You also don't address the issue of the
appearance of unfairness. If a tribunal is indeed fair from an objective standpoint but nonetheless appears unfair, there's a problem with it. I'm sure that if I were inclined, I could find hundreds of pages of case law to support that assertion and 0 pages saying that appearance of fairness is unimportant or subordinate to other considerations.
I saw many people railroaded or otherwise treated patently unfairly when I defended my helmet tickets. For many of them it looked to me like a technical violation that harmed no real person, with the exhorbitant fines levied, meant that they would have a hard time paying for food or rent.
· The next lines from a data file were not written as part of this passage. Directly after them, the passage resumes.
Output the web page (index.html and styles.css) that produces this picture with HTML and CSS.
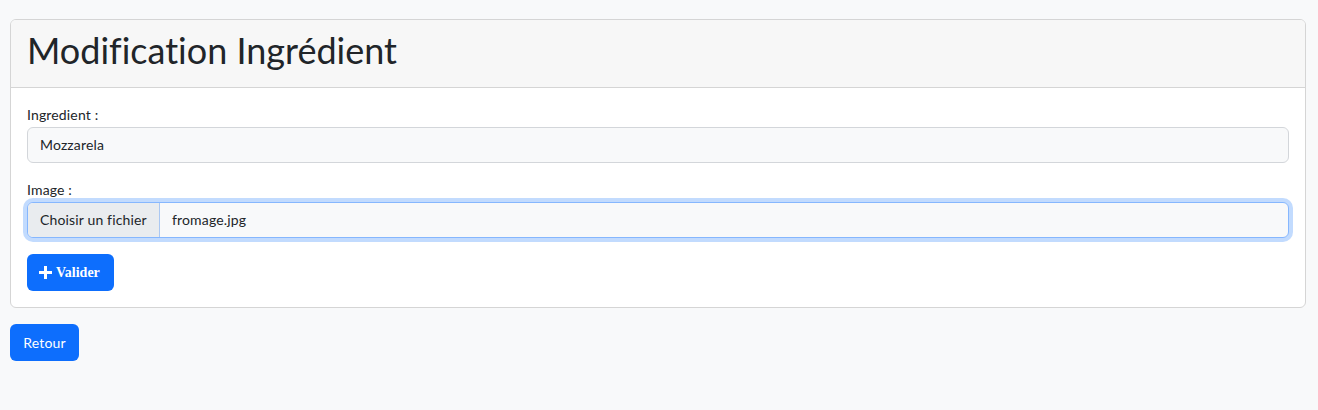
FILE: index.html
```html
<!DOCTYPE html>
<html lang="fr">
<head>
<meta charset="utf-8">
<title>Modification Ingrédient</title>
<link rel="stylesheet" href="styles.css">
</head>
<body>
<div class="card">
  <div class="card-header">
    <h1 class="title">Modification Ingrédient</h1>
  </div>
  <div class="card-body">
    <div class="group">
      <label class="label">Ingredient :</label>
      <div class="input">Mozzarela</div>
    </div>
    <div class="group">
      <label class="label">Image :</label>
      <div class="input file focus">
        <span class="file-btn">Choisir un fichier</span>
        <span class="file-name">fromage.jpg</span>
      </div>
    </div>
    <button class="btn btn-valider">
      <svg class="plus" width="13" height="13" viewBox="0 0 13 13"><path d="M5 0h3v5h5v3H8v5H5V8H0V5h5z" fill="#fff"/></svg>
      <span class="serif">Valider</span>
    </button>
  </div>
</div>
<button class="btn btn-retour">Retour</button>
</body>
</html>
```
FILE: styles.css
```css
* { box-sizing: border-box; }
body {
  margin: 0;
  padding: 19px 12px 0 10px;
  background: #f8f9fa;
  font-family: "Lato", "Noto Sans", sans-serif;
  font-variant-ligatures: none;
  color: #212529;
  font-size: 14px;
  line-height: 1.5;
  letter-spacing: 0.15px;
}
.card {
  border: 1px solid #d5d5d5;
  border-radius: 6px;
  background: #fff;
  overflow: hidden;
}
.card-header {
  background: #f7f7f7;
  border-bottom: 1px solid #d5d5d5;
  height: 68px;
  padding: 9px 16px 0;
}
.title {
  margin: 0;
  font-weight: 400;
  font-size: 36px;
  line-height: 43px;
  letter-spacing: 0;
}
.card-body {
  padding: 16px;
}
.group { margin-bottom: 16px; }
.label {
  display: block;
  line-height: 21px;
  margin-bottom: 2px;
}
.input {
  height: 36px;
  border: 1px solid #d3d6da;
  border-radius: 6px;
  background: #f8f9fa;
  padding: 6px 12px;
  line-height: 22px;
}
.input.file {
  display: flex;
  padding: 0;
  overflow: hidden;
}
.input.focus {
  border-color: #86b7fe;
  box-shadow: 0 0 0 4px rgba(13, 110, 253, 0.25);
  overflow: visible;
}
.file-btn {
  background: #e9ecef;
  border-right: 1px solid #aac8f3;
  padding: 6px 12px;
  width: 132px;
  border-radius: 5px 0 0 5px;
}
.file-name {
  padding: 6px 12px;
}
.btn {
  display: inline-flex;
  align-items: center;
  height: 37px;
  border: 0;
  border-radius: 6px;
  background: #0d6efd;
  color: #fff;
  font-family: "Lato", "Noto Sans", sans-serif;
  font-size: 14px;
  letter-spacing: 0.15px;
  padding: 0 12px;
}
.btn-valider { width: 87px; gap: 4px; }
.plus { display: block; }
.serif {
  font-family: "Liberation Serif", serif;
  font-weight: 700;
  font-size: 14px;
  letter-spacing: 0;
}
.btn-retour {
  margin-top: 16px;
  width: 69px;
  justify-content: center;
  padding: 0;
}
```
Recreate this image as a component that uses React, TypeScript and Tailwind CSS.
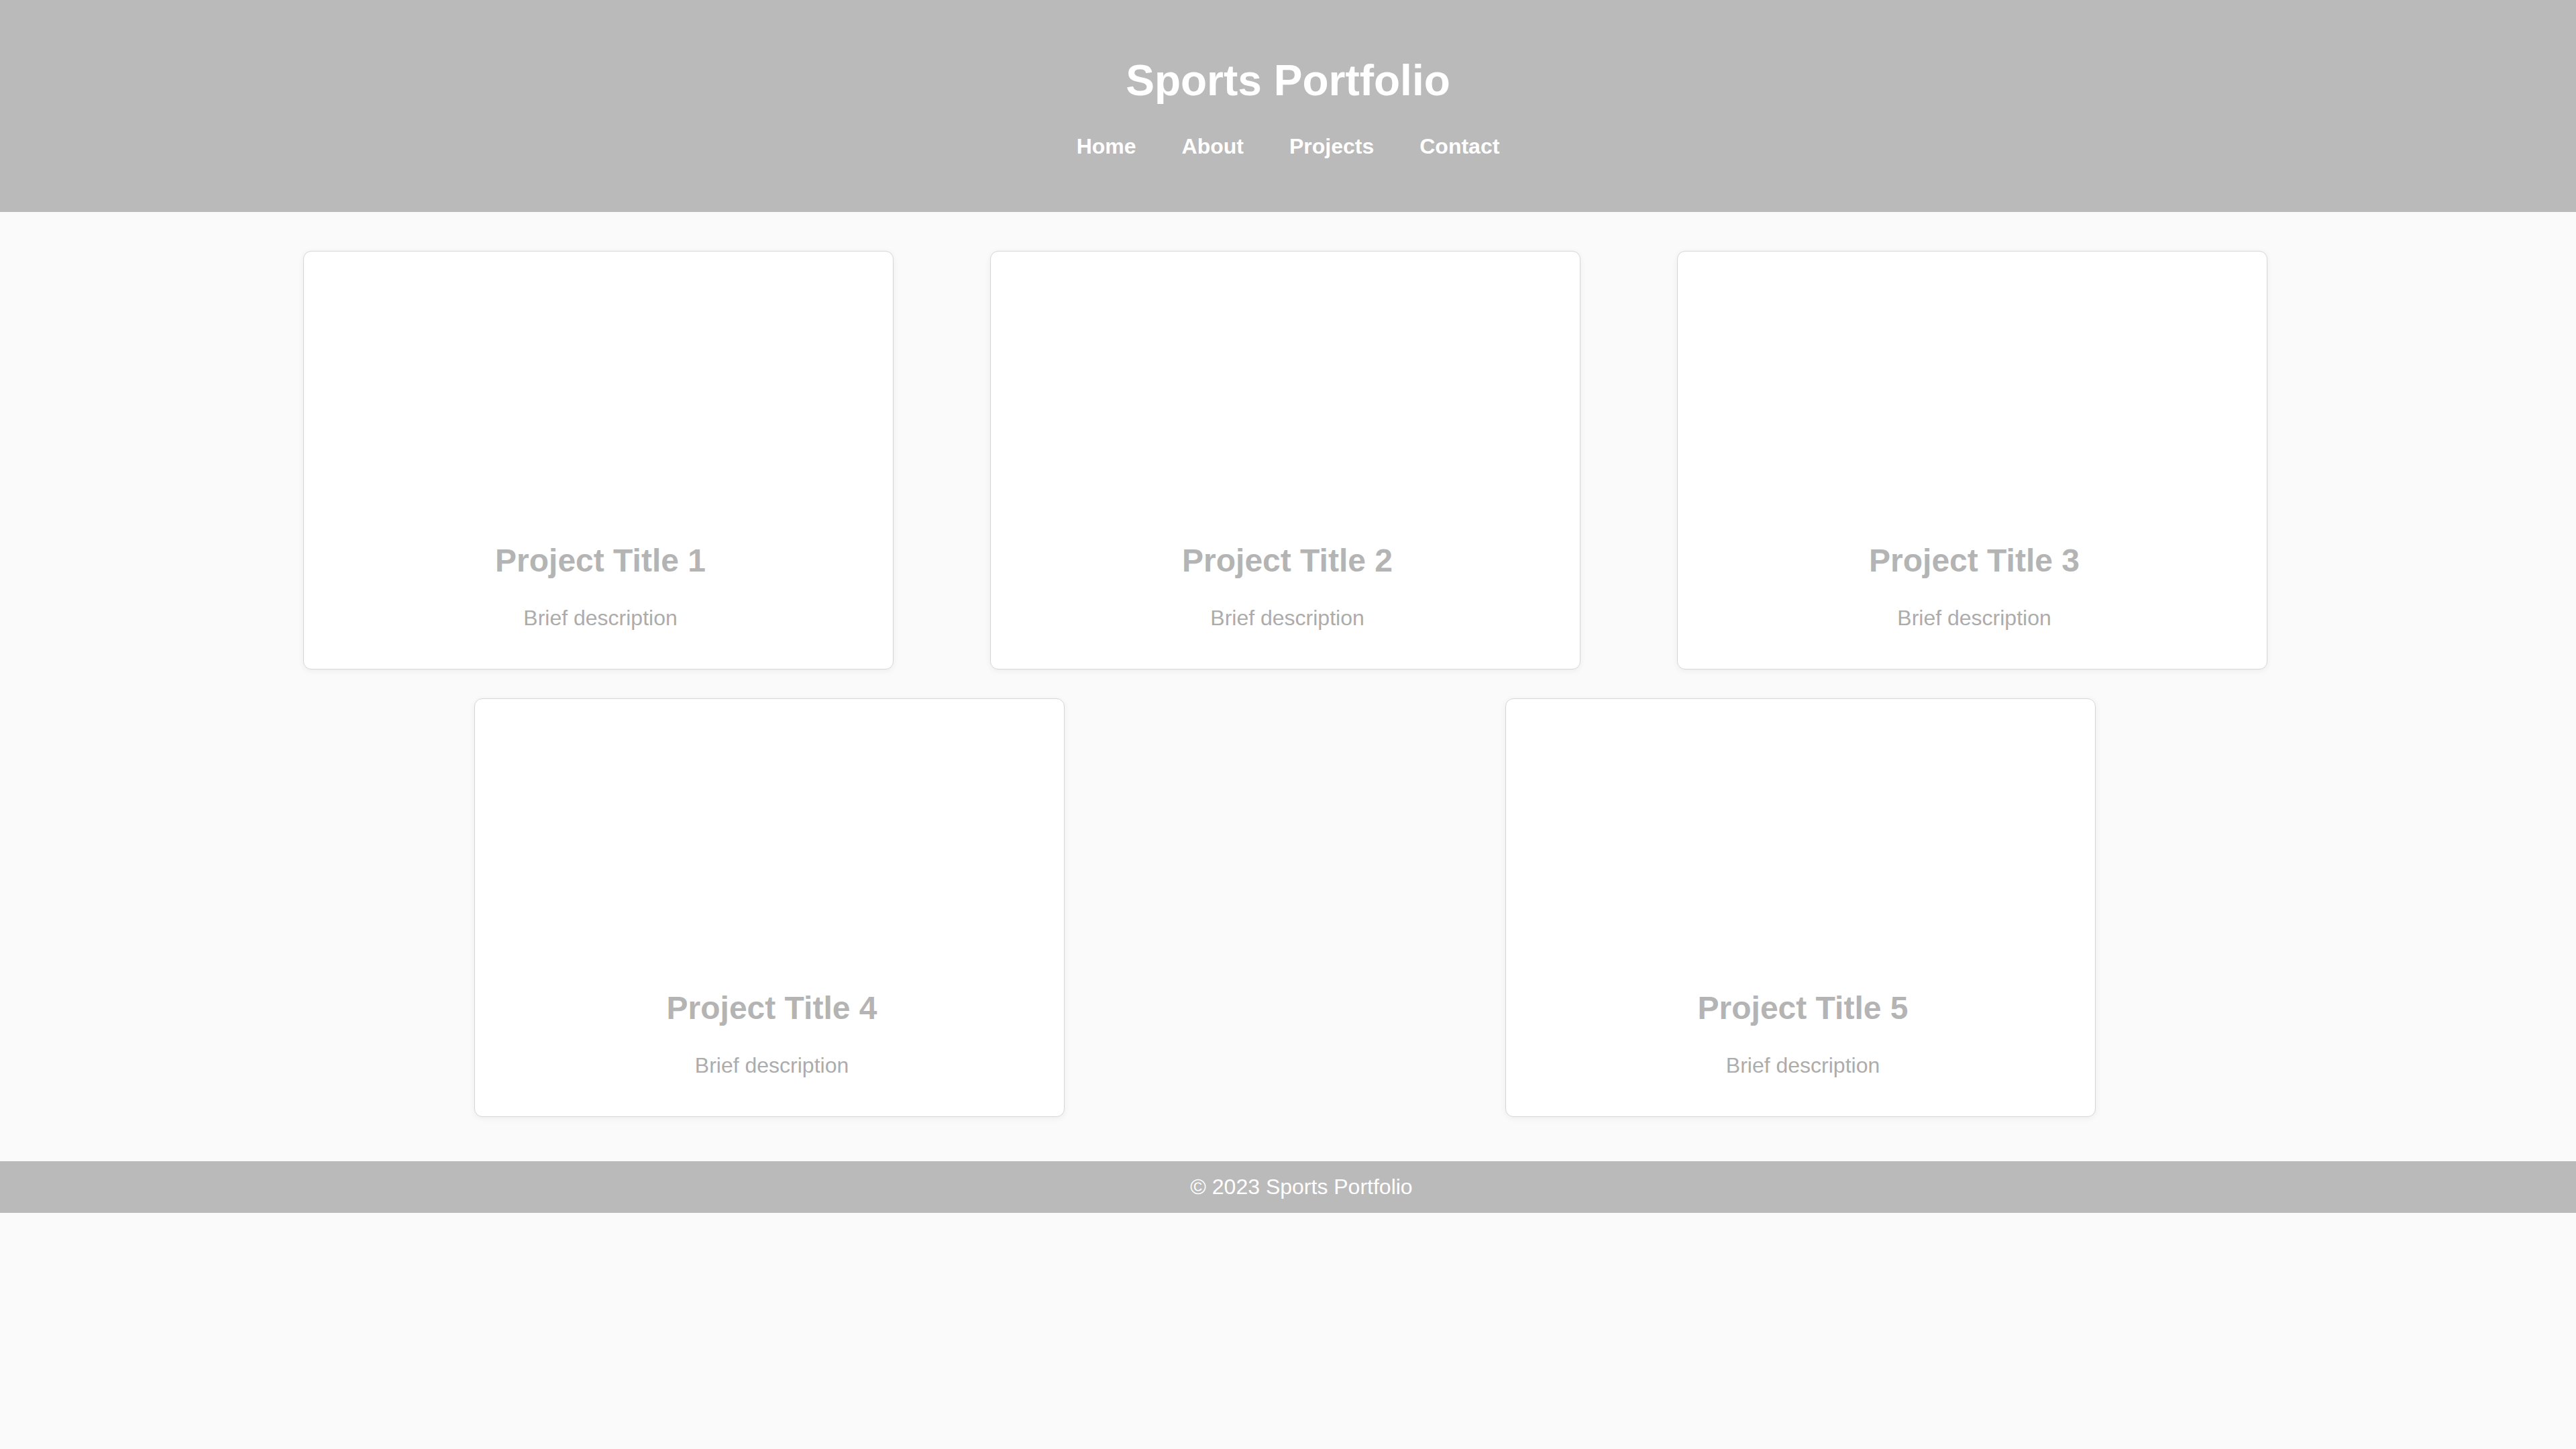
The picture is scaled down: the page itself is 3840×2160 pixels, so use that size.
import React from 'react'

const projects = [1, 2, 3, 4, 5].map((n) => ({
  title: `Project Title ${n}`,
  desc: 'Brief description',
}))

function ProjectCard({ title, desc }: { title: string; desc: string }) {
  return (
    <div className="w-[880px] h-[624px] shrink-0 rounded-[12px] bg-white border border-[#d6d6d6] shadow-[0_2px_10px_rgba(0,0,0,0.06)] flex flex-col items-center pt-[433px] pl-[7px]">
      <h3 className="text-[48px] leading-[55px] font-bold text-[#b4b4b4]">{title}</h3>
      <p className="mt-[40px] text-[32px] leading-[37px] text-[#acacac]">{desc}</p>
    </div>
  )
}

export default function App() {
  return (
    <div className="min-h-screen bg-[#fafafa] font-['Liberation_Sans',Arial,sans-serif]">
      {/* Header */}
      <header className="h-[316px] bg-[#bababa] flex flex-col items-center pt-[84px]">
        <h1 className="text-[64px] leading-[73px] font-bold text-white">Sports Portfolio</h1>
        <nav className="mt-[43px] flex gap-[68px] text-[32px] leading-[37px] font-bold text-white">
          <a href="#">Home</a>
          <a href="#">About</a>
          <a href="#">Projects</a>
          <a href="#">Contact</a>
        </nav>
      </header>

      {/* Projects */}
      <main className="pt-[58px] pb-[66px] pr-[9px] flex flex-col items-center gap-[43px]">
        <div className="flex gap-[144px]">
          {projects.slice(0, 3).map((p) => (
            <ProjectCard key={p.title} {...p} />
          ))}
        </div>
        <div className="flex gap-[657px]">
          {projects.slice(3).map((p) => (
            <ProjectCard key={p.title} {...p} />
          ))}
        </div>
      </main>

      {/* Footer */}
      <footer className="h-[77px] bg-[#bababa] flex items-center justify-center pl-[40px]">
        <p className="text-[32px] leading-[37px] text-white">© 2023 Sports Portfolio</p>
      </footer>
    </div>
  )
}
I don't think it's relevant what you or I or anyone says driving "is". Driving is driving. It's getting into my car, starting it up and going down the road with it. From my point of view there's a gang of thugs who wear uniforms and sidearms who are willing to (and often take pleasure in) kidnap, harm, carjack and kill but are placated by FRNs paid to their bosses and a culture that accepts this. It's sort of like if you want to sell hot dogs on the street in NYC, you're going to have to pay so your cart doesn't get smashed.
I wish that there were a place on the land where anyone suggesting such a ridiculous notion as driving being a "privilege", would get the same reaction as someone at the Gem Saloon in Deadwood, SD in 1887 would get for suggesting that riding your horse is a privilege-- beaten to a bloody pulp if he's lucky.